Recently, Monbiot wrote a column in The Guardian, “This great free-market experiment is more like a corporate welfare scheme,” that I particularly liked. Here’s the beginning:
After my column last week, several people wrote to point out that the neoliberal project – which demands a minimal state and maximum corporate freedom – actually relies on constant government support. They are, of course, quite right. The current financial crisis, caused by a failure to regulate financial services properly, is being postponed by government bail-outs. The US federal reserve has reduced its lending rate to the commercial banks, while the Bundesbank organised a €3.5bn rescue of the lending company IKB. This happens whenever the banks suffer the consequences of the freedom they demand. But over the past week an even starker example has emerged.
In Britain the split loyalties of the major political parties have created a hybrid system of public provision. If it left public services intact, the party in power would be roasted by the corporate media, but if it attempted full-scale privatisation, it would be booted out of office. So the last Conservative government devised a plan that would keep both sides if not exactly happy, then at least totally bewildered. They called it the private finance initiative, or PFI. Corporations would build and run our schools, hospitals, roads and prisons, and rent them to the state. This, the Tories maintained, would enable costs to be cut, while ensuring that public services remained free of charge.

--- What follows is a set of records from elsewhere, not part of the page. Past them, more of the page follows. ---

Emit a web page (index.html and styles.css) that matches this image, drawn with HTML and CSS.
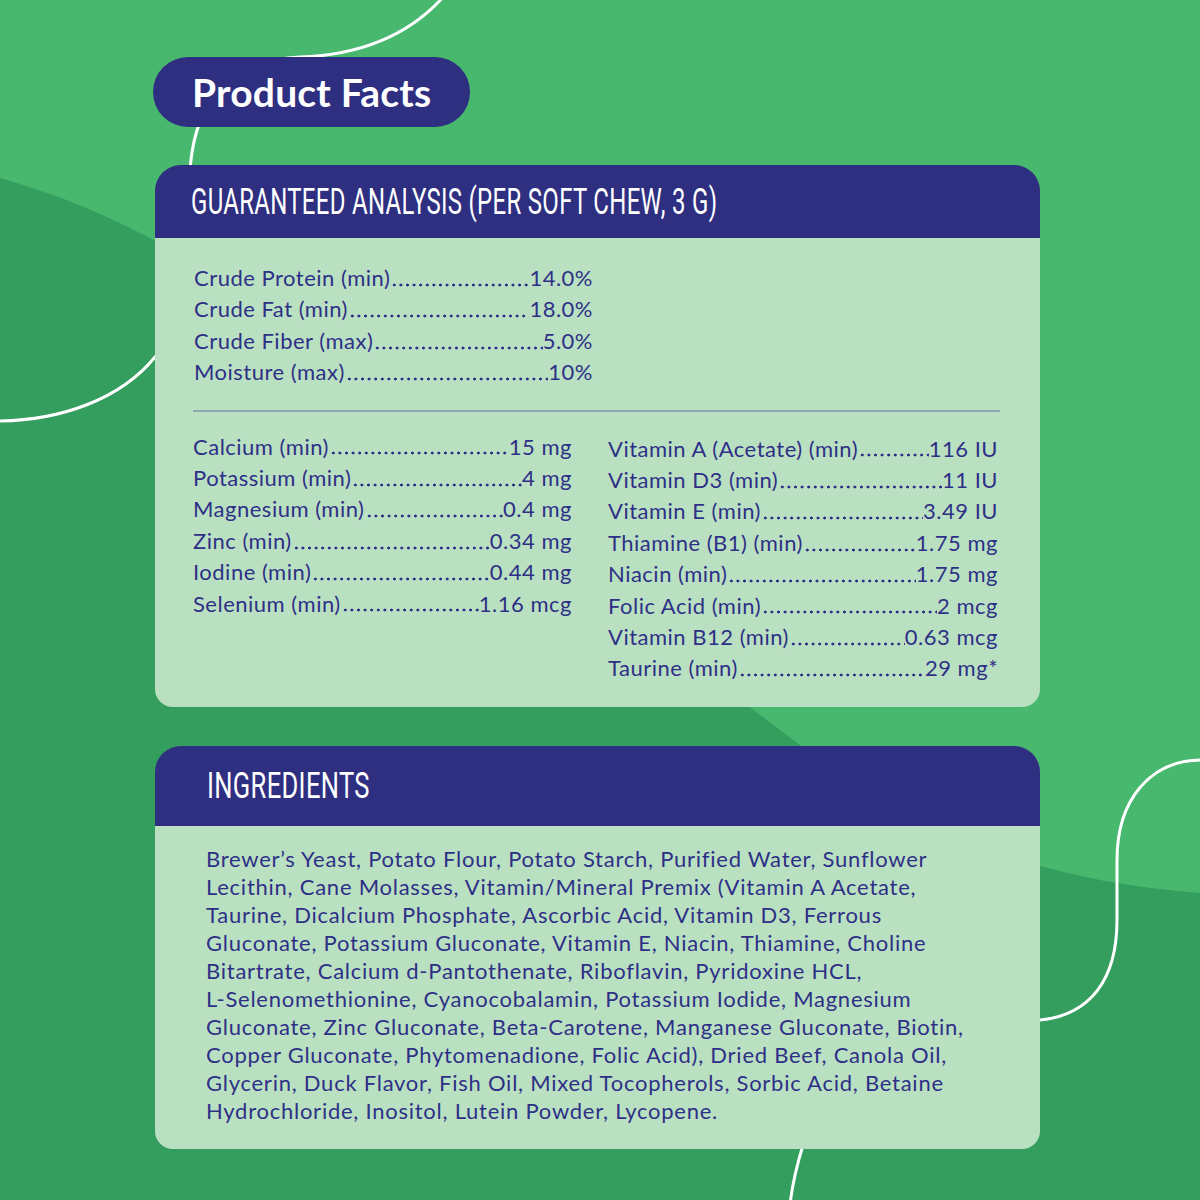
FILE: index.html
```html
<!DOCTYPE html>
<html lang="en">
<head>
<meta charset="utf-8">
<title>Product Facts</title>
<link rel="stylesheet" href="styles.css">
</head>
<body>
<div class="page">
  <svg class="bg" width="1200" height="1200" viewBox="0 0 1200 1200" aria-hidden="true">
    <path class="bg-dark" d="M0,178 C300,260 560,570 800,745 C930,840 1050,882 1200,893 L1200,1200 L0,1200 Z"/>
    <path class="bg-line" d="M445,-5 C410,35 360,55 300,57 C230,60 195,100 190,170 C185,300 170,340 155,357 C120,400 60,420 0,421"/>
    <path class="bg-line" d="M1202,760 C1150,760 1117,800 1117,860 L1117,920 C1117,980 1090,1015 1040,1020"/>
    <path class="bg-line" d="M803,1145 C797,1165 792,1185 790,1205"/>
  </svg>

  <main class="content">
    <div class="pill">Product Facts</div>

    <section class="card card-analysis">
      <header class="card-head"><h2 class="head-text">GUARANTEED ANALYSIS (PER SOFT CHEW, 3 G)</h2></header>
      <div class="card-body">
        <div class="list list-top">
          <div class="row"><span class="lbl">Crude Protein (min)</span><span class="dots"></span><span class="val">14.0%</span></div>
          <div class="row"><span class="lbl">Crude Fat (min)</span><span class="dots"></span><span class="val">18.0%</span></div>
          <div class="row"><span class="lbl">Crude Fiber (max)</span><span class="dots"></span><span class="val">5.0%</span></div>
          <div class="row"><span class="lbl">Moisture (max)</span><span class="dots"></span><span class="val">10%</span></div>
        </div>
        <hr class="divider">
        <div class="cols">
          <div class="list list-left">
            <div class="row"><span class="lbl">Calcium (min)</span><span class="dots"></span><span class="val">15 mg</span></div>
            <div class="row"><span class="lbl">Potassium (min)</span><span class="dots"></span><span class="val">4 mg</span></div>
            <div class="row"><span class="lbl">Magnesium (min)</span><span class="dots"></span><span class="val">0.4 mg</span></div>
            <div class="row"><span class="lbl">Zinc (min)</span><span class="dots"></span><span class="val">0.34 mg</span></div>
            <div class="row"><span class="lbl">Iodine (min)</span><span class="dots"></span><span class="val">0.44 mg</span></div>
            <div class="row"><span class="lbl">Selenium (min)</span><span class="dots"></span><span class="val">1.16 mcg</span></div>
          </div>
          <div class="list list-right">
            <div class="row"><span class="lbl">Vitamin A (Acetate) (min)</span><span class="dots"></span><span class="val">116 IU</span></div>
            <div class="row"><span class="lbl">Vitamin D3 (min)</span><span class="dots"></span><span class="val">11 IU</span></div>
            <div class="row"><span class="lbl">Vitamin E (min)</span><span class="dots"></span><span class="val">3.49 IU</span></div>
            <div class="row"><span class="lbl">Thiamine (B1) (min)</span><span class="dots"></span><span class="val">1.75 mg</span></div>
            <div class="row"><span class="lbl">Niacin (min)</span><span class="dots"></span><span class="val">1.75 mg</span></div>
            <div class="row"><span class="lbl">Folic Acid (min)</span><span class="dots"></span><span class="val">2 mcg</span></div>
            <div class="row"><span class="lbl">Vitamin B12 (min)</span><span class="dots"></span><span class="val">0.63 mcg</span></div>
            <div class="row"><span class="lbl">Taurine (min)</span><span class="dots"></span><span class="val">29 mg*</span></div>
          </div>
        </div>
      </div>
    </section>

    <section class="card card-ingredients">
      <header class="card-head card-head-tall"><h2 class="head-text head-text-wide">INGREDIENTS</h2></header>
      <div class="card-body ingredients-body">
        <p class="ingredients">Brewer’s Yeast, Potato Flour, Potato Starch, Purified Water, Sunflower<br>
Lecithin, Cane Molasses, Vitamin/Mineral Premix (Vitamin A Acetate,<br>
Taurine, Dicalcium Phosphate, Ascorbic Acid, Vitamin D3, Ferrous<br>
Gluconate, Potassium Gluconate, Vitamin E, Niacin, Thiamine, Choline<br>
Bitartrate, Calcium d-Pantothenate, Riboflavin, Pyridoxine HCL,<br>
L-Selenomethionine, Cyanocobalamin, Potassium Iodide, Magnesium<br>
Gluconate, Zinc Gluconate, Beta-Carotene, Manganese Gluconate, Biotin,<br>
Copper Gluconate, Phytomenadione, Folic Acid), Dried Beef, Canola Oil,<br>
Glycerin, Duck Flavor, Fish Oil, Mixed Tocopherols, Sorbic Acid, Betaine<br>
Hydrochloride, Inositol, Lutein Powder, Lycopene.</p>
      </div>
    </section>
  </main>
</div>
</body>
</html>
```

FILE: styles.css
```css
* { box-sizing: border-box; }

html, body {
  margin: 0;
  padding: 0;
}

body {
  width: 1200px;
  height: 1200px;
  overflow: hidden;
  background: #49b86f;
  font-family: "Lato", "Noto Sans", sans-serif;
  color: #2e3086;
}

.page {
  position: relative;
  width: 1200px;
  height: 1200px;
  overflow: hidden;
}

.bg {
  position: absolute;
  left: 0;
  top: 0;
  z-index: 0;
}

.bg-dark { fill: #349e5e; }

.bg-line {
  fill: none;
  stroke: #ffffff;
  stroke-width: 3;
}

.content {
  position: relative;
  z-index: 1;
  padding: 57px 0 0 153px;
  display: flex;
  flex-direction: column;
  align-items: flex-start;
}

.pill {
  width: 317px;
  height: 70px;
  border-radius: 35px;
  background: #2e2f80;
  color: #ffffff;
  font-family: "Lato", sans-serif;
  font-weight: 700;
  font-size: 39px;
  line-height: 70px;
  padding-left: 39px;
  white-space: nowrap;
  letter-spacing: 0.2px;
}

.card {
  width: 885px;
  margin-left: 2px;
  display: flex;
  flex-direction: column;
}

.card-analysis { margin-top: 38px; }
.card-ingredients { margin-top: 39px; }

.card-head {
  height: 73px;
  background: #2e2f80;
  border-radius: 26px 26px 0 0;
  display: flex;
  align-items: center;
  padding-left: 36px;
  overflow: hidden;
}

.card-head-tall {
  height: 80px;
  padding-left: 52px;
}

.head-text {
  margin: 0;
  color: #ffffff;
  font-family: "Roboto", sans-serif;
  font-weight: 400;
  font-size: 37px;
  line-height: 1;
  white-space: nowrap;
  display: inline-block;
  transform: scaleX(0.647);
  transform-origin: left center;
  letter-spacing: 0.5px;
}

.head-text-wide {
  transform: scaleX(0.69);
}

.card-body {
  background: #bae0c2;
  border-radius: 0 0 18px 18px;
  padding: 24px 40px 23px 38px;
}

.list {
  display: flex;
  flex-direction: column;
  font-size: 22px;
  line-height: 31.4px;
}

.list-top {
  width: 399px;
  margin-left: 1px;
}

.row {
  display: flex;
  white-space: nowrap;
}

.lbl, .val {
  flex: none;
  letter-spacing: 0.5px;
}

.dots {
  flex: 1 1 auto;
  min-width: 0;
  background-image: radial-gradient(circle at center, #2e3086 1.25px, rgba(46, 48, 134, 0) 1.75px);
  background-size: 6.6px 4px;
  background-repeat: repeat-x;
  background-position: left 1px bottom 6.7px;
}

.divider {
  border: 0;
  height: 2px;
  background: #8fa9b3;
  margin: 22px 0 19px;
  width: 807px;
}

.cols {
  display: grid;
  grid-template-columns: 379px 390px;
  column-gap: 36px;
}

.list-right { margin-top: 2px; }

.ingredients-body {
  padding: 19px 20px 24px 51px;
}

.ingredients {
  margin: 0;
  font-size: 22px;
  line-height: 28px;
  white-space: nowrap;
  letter-spacing: 0.75px;
}
```
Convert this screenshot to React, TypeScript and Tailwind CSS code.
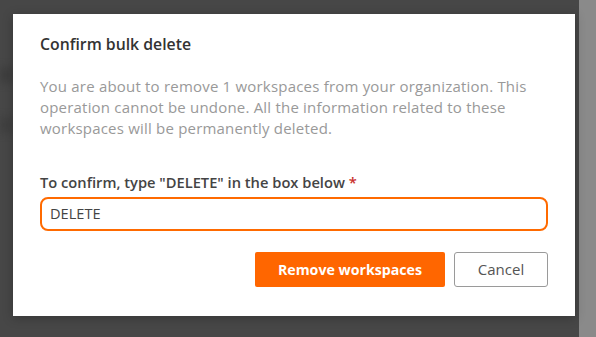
import React from "react";

export default function App() {
  return (
    <div
      className="w-[596px] h-[337px] flex overflow-hidden bg-[#484848]"
      style={{ fontFamily: '"Open Sans", "Liberation Sans", sans-serif' }}
    >
      <div className="relative w-[579px] h-full bg-[#474747] pt-[14px] pl-[13px]">
        <div className="absolute left-0 top-[68px] w-[13px] h-[14px] bg-[#3c3c3c] blur-[4px]" />
        <div className="absolute left-0 top-[118px] w-[13px] h-[14px] bg-[#3e3e3e] blur-[4px]" />
        <div className="relative w-[562px] h-[302px] bg-white px-[27px] pt-[20px] shadow-[0_2px_10px_rgba(0,0,0,0.25)]">
          <h2 className="text-[15.8px] leading-[20px] font-semibold text-[#333]">
            Confirm bulk delete
          </h2>
          <p className="mt-[22px] text-[15px] tracking-[0.2px] leading-[21px] text-[#999] w-[508px]">
            You are about to remove 1 workspaces from your organization. This
            operation cannot be undone. All the information related to these
            workspaces will be permanently deleted.
          </p>
          <label className="block mt-[33px] text-[14.7px] leading-[20px] font-semibold text-[#444]">
            To confirm, type "DELETE" in the box below{" "}
            <span className="text-[#c9302c]">*</span>
          </label>
          <div className="mt-[5px] h-[34px] w-[508px] rounded-[8px] border-2 border-[#ff6a00] flex items-center px-[8px] text-[14.6px] text-[#444]">
            DELETE
          </div>
          <div className="mt-[21px] flex justify-end gap-[9px]">
            <button className="h-[35px] w-[190px] rounded-[2px] bg-[#ff6600] text-white text-[14.2px] font-bold">
              Remove workspaces
            </button>
            <button className="h-[35px] w-[94px] rounded-[3px] border border-[#9a9a9a] bg-white text-[#555] text-[15px]">
              Cancel
            </button>
          </div>
        </div>
      </div>
      <div className="w-[17px] h-full bg-[#8a8a8a]" />
    </div>
  );
}
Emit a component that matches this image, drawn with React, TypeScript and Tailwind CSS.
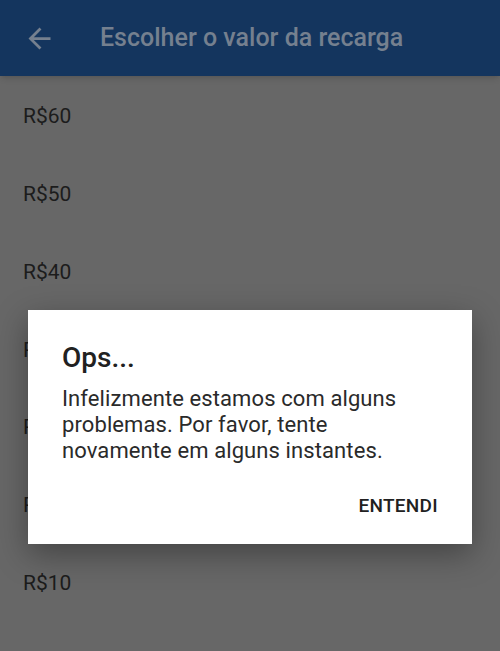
import React from 'react';

const amounts = ['R$60', 'R$50', 'R$40', 'R$30', 'R$20', 'R$15', 'R$10'];

function ArrowBack() {
  return (
    <svg width="33" height="33" viewBox="0 0 24 24" fill="currentColor">
      <path d="M20 11H7.83l5.59-5.59L12 4l-8 8 8 8 1.41-1.41L7.83 13H20v-2z" />
    </svg>
  );
}

export default function App() {
  return (
    <div
      className="relative w-[500px] h-[651px] overflow-hidden bg-[#676767]"
      style={{ fontFamily: 'Roboto, "Liberation Sans", sans-serif' }}
    >
      <header className="h-[76px] bg-[#14355e] flex items-center pl-[23px] text-[#75808f] shadow-md">
        <ArrowBack />
        <h1 className="ml-[44px] text-[25px] font-medium">Escolher o valor da recarga</h1>
      </header>

      <ul className="pt-[2px]">
        {amounts.map((a) => (
          <li key={a} className="h-[77.8px] flex items-center pl-[23px] text-[21px] text-[#1c1c1c]">
            {a}
          </li>
        ))}
      </ul>

      {/* dialog */}
      <div className="absolute left-[28px] top-[310px] w-[444px] h-[234px] bg-white shadow-[0_10px_30px_rgba(0,0,0,0.35)] px-[34px] pt-[28px] text-[#212121]">
        <h2 className="text-[28px] font-medium leading-[40px]">Ops...</h2>
        <p className="mt-[8px] text-[22px] leading-[26px] tracking-[0.1px] text-[#2a2a2a]">
          Infelizmente estamos com alguns problemas. Por favor, tente novamente em alguns instantes.
        </p>
        <div className="flex justify-end mt-[30px]">
          <button className="text-[19px] leading-[24px] font-medium tracking-[0.3px] text-[#212121]">ENTENDI</button>
        </div>
      </div>
    </div>
  );
}
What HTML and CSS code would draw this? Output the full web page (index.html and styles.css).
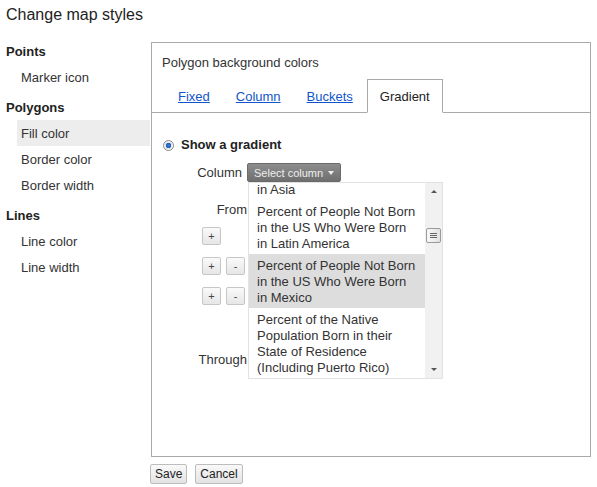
FILE: index.html
```html
<!DOCTYPE html>
<html lang="en">
<head>
    <meta charset="UTF-8">
    <title>Change map styles</title>
    <link rel="stylesheet" href="styles.css">
</head>
<body>
    <div class="page">
        <h1 class="title">Change map styles</h1>
        <div class="layout">
            <div class="sidebar">
                <div class="side-head first">Points</div>
                <div class="side-item">Marker icon</div>
                <div class="side-head">Polygons</div>
                <div class="side-item active">Fill color</div>
                <div class="side-item">Border color</div>
                <div class="side-item">Border width</div>
                <div class="side-head">Lines</div>
                <div class="side-item">Line color</div>
                <div class="side-item">Line width</div>
            </div>
            <div class="main">
                <div class="panel">
                    <div class="panel-title">Polygon background colors</div>
                    <div class="tabs">
                        <div class="tab"><a href="#">Fixed</a></div>
                        <div class="tab"><a href="#">Column</a></div>
                        <div class="tab"><a href="#">Buckets</a></div>
                        <div class="tab selected">Gradient</div>
                    </div>
                    <div class="tab-body">
                        <div class="radio-row"><span class="radio"></span>Show a gradient</div>
                        <div class="grad-form">
                            <div class="form-row column-row">
                                <span class="field-label">Column</span>
                                <div class="select-wrap">
                                    <button class="select-btn">Select column <span class="caret"></span></button>
                                    <div class="col-menu">
                                        <div class="menu-list">
                                            <div class="menu-inner">
                                                <div class="menu-item">Percent of People Not Born in the US Who Were Born in Asia</div>
                                                <div class="menu-item">Percent of People Not Born in the US Who Were Born in Latin America</div>
                                                <div class="menu-item hover">Percent of People Not Born in the US Who Were Born in Mexico</div>
                                                <div class="menu-item">Percent of the Native Population Born in their State of Residence (Including Puerto Rico)</div>
                                            </div>
                                        </div>
                                        <div class="scrollbar">
                                            <div class="sb-btn"><span class="arrow-up"></span></div>
                                            <div class="sb-track"><div class="sb-thumb"><span class="grip"></span></div></div>
                                            <div class="sb-btn"><span class="arrow-down"></span></div>
                                        </div>
                                    </div>
                                </div>
                            </div>
                            <div class="form-row from-row"><span class="field-label wide">From</span></div>
                            <div class="stop-row first"><button class="mini">+</button></div>
                            <div class="stop-row"><button class="mini">+</button><button class="mini">-</button></div>
                            <div class="stop-row"><button class="mini">+</button><button class="mini">-</button></div>
                            <div class="form-row through-row"><span class="field-label wide">Through</span></div>
                        </div>
                    </div>
                </div>
                <div class="actions">
                    <button class="btn">Save</button>
                    <button class="btn">Cancel</button>
                </div>
            </div>
        </div>
    </div>
</body>
</html>
```

FILE: styles.css
```css
body {
    margin: 0;
    font-family: "Liberation Sans", Arial, sans-serif;
    font-size: 13px;
    color: #222;
    background: #fff;
}

.page {
    padding: 0 6px;
}

.title {
    margin: 0;
    padding-top: 5px;
    height: 33px;
    font-size: 16px;
    font-weight: normal;
    line-height: 20px;
}

.layout {
    display: flex;
}

/* left menu */
.sidebar {
    width: 144px;
    flex: none;
}

.side-head {
    font-weight: bold;
    padding-top: 1px;
    line-height: 25px;
    margin-top: 4px;
}

.side-head.first {
    margin-top: 0;
}

.side-item {
    margin-left: 11px;
    padding: 1px 0 0 4px;
    line-height: 25px;
    color: #333;
}

.side-item.active {
    background: #ededed;
}

.main {
    flex: none;
    width: 441px;
}

.panel {
    margin: 4px 0 0 1px;
    height: 415px;
    box-sizing: border-box;
    border: 1px solid #aaa;
}

.panel-title {
    padding: 12px 10px 0;
    line-height: 16px;
    color: #333;
}

/* tabs */
.tabs {
    display: flex;
    margin-top: 8px;
    padding-left: 13px;
    border-bottom: 1px solid #aaa;
}

.tab {
    padding: 1px 12px 0;
    line-height: 31px;
    border: 1px solid transparent;
    margin-bottom: -1px;
}

.tab a {
    color: #15c;
    text-decoration: underline;
}

.tab.selected {
    margin-left: 1px;
    padding: 1px 12px 0;
    border-color: #aaa;
    border-bottom-color: #fff;
    background: #fff;
}

.tab-body {
    padding: 24px 0 0 11px;
}

.radio-row {
    display: flex;
    align-items: center;
    font-weight: bold;
    line-height: 16px;
}

.radio {
    width: 9px;
    height: 9px;
    margin-right: 7px;
    border: 1px solid #8a8a8a;
    border-radius: 50%;
    background: radial-gradient(circle, #3b7fd9 0, #1f5fb8 2.5px, #e8e8e8 3px, #fafafa 5px);
}

/* gradient form */
.form-row {
    display: flex;
    align-items: center;
}

.field-label {
    width: 79px;
    margin-right: 5px;
    text-align: right;
    color: #333;
}

.field-label.wide {
    width: 84px;
    margin-right: 0;
}

.column-row {
    margin-top: 10px;
    height: 19px;
}

.from-row {
    margin-top: 20px;
    line-height: 16px;
}

.through-row {
    margin-top: 47px;
    line-height: 16px;
}

.stop-row {
    display: flex;
    gap: 5px;
    margin-top: 12px;
    padding-left: 39px;
}

.stop-row.first {
    margin-top: 9px;
}

.mini {
    width: 19px;
    height: 18px;
    padding: 0;
    border: 1px solid #c6c6c6;
    border-radius: 2px;
    background: linear-gradient(#fafafa, #e6e6e6);
    font-family: "Liberation Sans", Arial, sans-serif;
    font-size: 11px;
    color: #444;
}

.select-wrap {
    position: relative;
}

.select-btn {
    display: flex;
    align-items: center;
    height: 19px;
    padding: 0 6px 0 6px;
    border: 1px solid #6a6a6a;
    border-radius: 2px;
    background: linear-gradient(#8d8d8d, #6f6f6f);
    color: #eee;
    font-family: "Liberation Sans", Arial, sans-serif;
    font-size: 11px;
    white-space: nowrap;
}

.caret {
    margin-left: 5px;
    border-left: 3px solid transparent;
    border-right: 3px solid transparent;
    border-top: 4px solid #eee;
}

/* dropdown of columns */
.col-menu {
    position: absolute;
    top: 100%;
    left: 1px;
    width: 195px;
    height: 197px;
    box-sizing: border-box;
    display: flex;
    border: 1px solid #e2e2e2;
    background: #fff;
}

.menu-list {
    flex: 1;
    overflow: hidden;
}

.menu-inner {
    margin-top: -37px;
}

.menu-item {
    padding: 4px 6px 2px 8px;
    line-height: 16px;
    color: #333;
}

.menu-item.hover {
    background: #ddd;
}

.scrollbar {
    width: 17px;
    display: flex;
    flex-direction: column;
    background: #f1f1f1;
}

.sb-btn {
    height: 17px;
    display: flex;
    align-items: center;
    justify-content: center;
}

.arrow-up {
    border-left: 3px solid transparent;
    border-right: 3px solid transparent;
    border-bottom: 3px solid #555;
}

.arrow-down {
    border-left: 3px solid transparent;
    border-right: 3px solid transparent;
    border-top: 3px solid #555;
}

.sb-track {
    flex: 1;
    padding-top: 28px;
}

.sb-thumb {
    height: 13px;
    margin: 0 1px;
    border: 1px solid #9a9a9a;
    border-radius: 2px;
    background: linear-gradient(90deg, #f8f8f8, #e2e2e2);
    display: flex;
    align-items: center;
    justify-content: center;
}

.grip {
    width: 7px;
    height: 5px;
    background: repeating-linear-gradient(#666 0 1px, transparent 1px 2px);
}

/* save / cancel */
.actions {
    display: flex;
    gap: 8px;
    margin-top: 7px;
}

.btn {
    height: 20px;
    padding: 0 4px;
    border: 1px solid #bdbdbd;
    border-radius: 2px;
    background: linear-gradient(#f9f9f9, #e3e3e3);
    font-family: "Liberation Sans", Arial, sans-serif;
    font-size: 12px;
    color: #222;
}
```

At first Labour opposed this scheme. Alistair Darling warned in opposition that “apparent savings now could be countered by the formidable commitment on revenue expenditure in years to come”. But as the 1997 election approached, Labour sought to prove that it was more sympathetic to business than the Tories were. Two months after the party took office, the health secretary, Alan Milburn, announced that “when there is a limited amount of public-sector capital available, as there is, it’s PFI or bust”. From then on, the only money the NHS could rely on for capital projects belonged to the private sector.